Last night we were invited over to our very awesome veterinarian LeeAnn’s home so that we could get some tutoring in how to milk goats. She has a farm of her own that includes goats, several of which are currently milking. While we won’t need to milk ours until next Spring, we wanted to have a hands-on lesson in what to expect, and LeeAnn certainly delivered! I milked four different girls, and George milked one as well, so we both have a better idea of what we will be doing a year from now. The goats were very patient with us and so was LeeAnn – she had to assure me that I was not going to hurt the goats by squeezing too hard. When you milk a goat, you have to sort of form a ring with your thumb and forefinger, and pinch off the teat at the top of the udder, so that you have pushed the milk out of the udder and it is ready to release from the teat. Then, you use your remaining three fingers to squeeze out the milk into the pail. (There are certainly likely to be other techniques out there, but that’s what worked for me!) The ladies in this photo were of four generations: great-grandmother, grandmother, mother, and daughter, and we milked all but the oldest, who is currently dry, but due to seniority, is allowed to come in and mount a stand for her grain and comfrey treat.
There were also two more girls that came in after this round, but I didn’t get a chance to take their photos. They are first time milkers, and so it gave us a very good idea of what to expect with our herd in terms of teat size. Even though they are small teats, those were actually the easiest for me to milk, so that is good news. I’m really looking forward to milking ours in the future.
We also got a good look at the milking stands, and George is going to build our stands in a similar manner. LeeAnn said that the gentleman who used to make and sell them is no longer around, so there very well could be a market for those locally. Whenever I see ones being offered for sale on craigslist, those are made from wood, which is bulkier, taking up valuable barn space. So who knows! We may become a source for goat milking stands in the future. We shall see.
We were also able to meet some of the babies she currently has, including this little charmer, who kept giving us kisses:
There were two little all-black kids that were too jittery to hold still for a photo, but I finally got this shot of one of them. Little darling!
We also got to meet a very special pet of theirs – Ms. Pig. She is in her outdoor pen here, but she spends her nights in a crate that they have on their kitchen floor. She is extraordinarily friendly, and loves to have her belly rubbed. Oh, and Milk Bones – she loves those, too! Look at her, smiling and posing for the camera!
We also procured some Bio-Mycin antibiotic from LeeAnn, as our little Ginger girl is exhibiting signs of a respiratory infection. As George said during their walk on Sunday afternoon, “She sounds like an old man in his 70’s with emphysema, trying to use a StairMaster.” ‘Nuff said – she clearly has a bacterial infection, and that means antibiotics. Bio-Mycin is a tetracycline based medication, but it is better than those available at Tractor Supply, because the delivery agent does not cause a burning or stinging sensation to the animal. Some of those available at TSC will elicit the same response that injected Ivermectin (de-wormer) does in goats – they scream as if they are going to die. It’s an awful thing to hear, and so we will do our best to avoid medicines that cause them such distress. We are really grateful to have such a wonderful veterinarian who insures not just the health, but the comfort of our herd as well.
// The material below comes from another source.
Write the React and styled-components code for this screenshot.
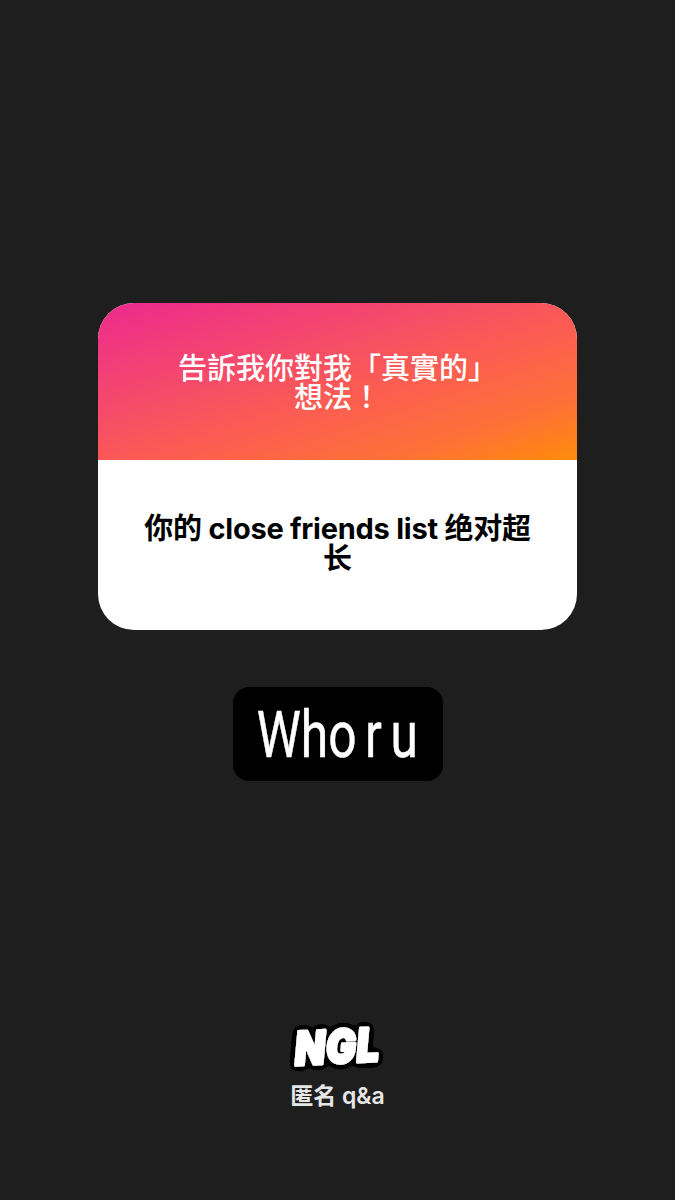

We got to see her guard llamas from a distance, resting in the field. We will likely also have one of those one day – they make excellent guardians for herd animals such as goat and sheep. The will sound an alarm when predators are detected, can be very gentle and bonding toward their “protectees” and will attack without prejudice any animal that poses a threat to its herd. You can see one in action in this video.
We learned so much, as we always do on any visit with LeeAnn. She is also a homesteader – she gardens and attempts to practice sustainable living habits. It’s nice to have another experienced homesteader to ask questions and from whom we can continue to learn!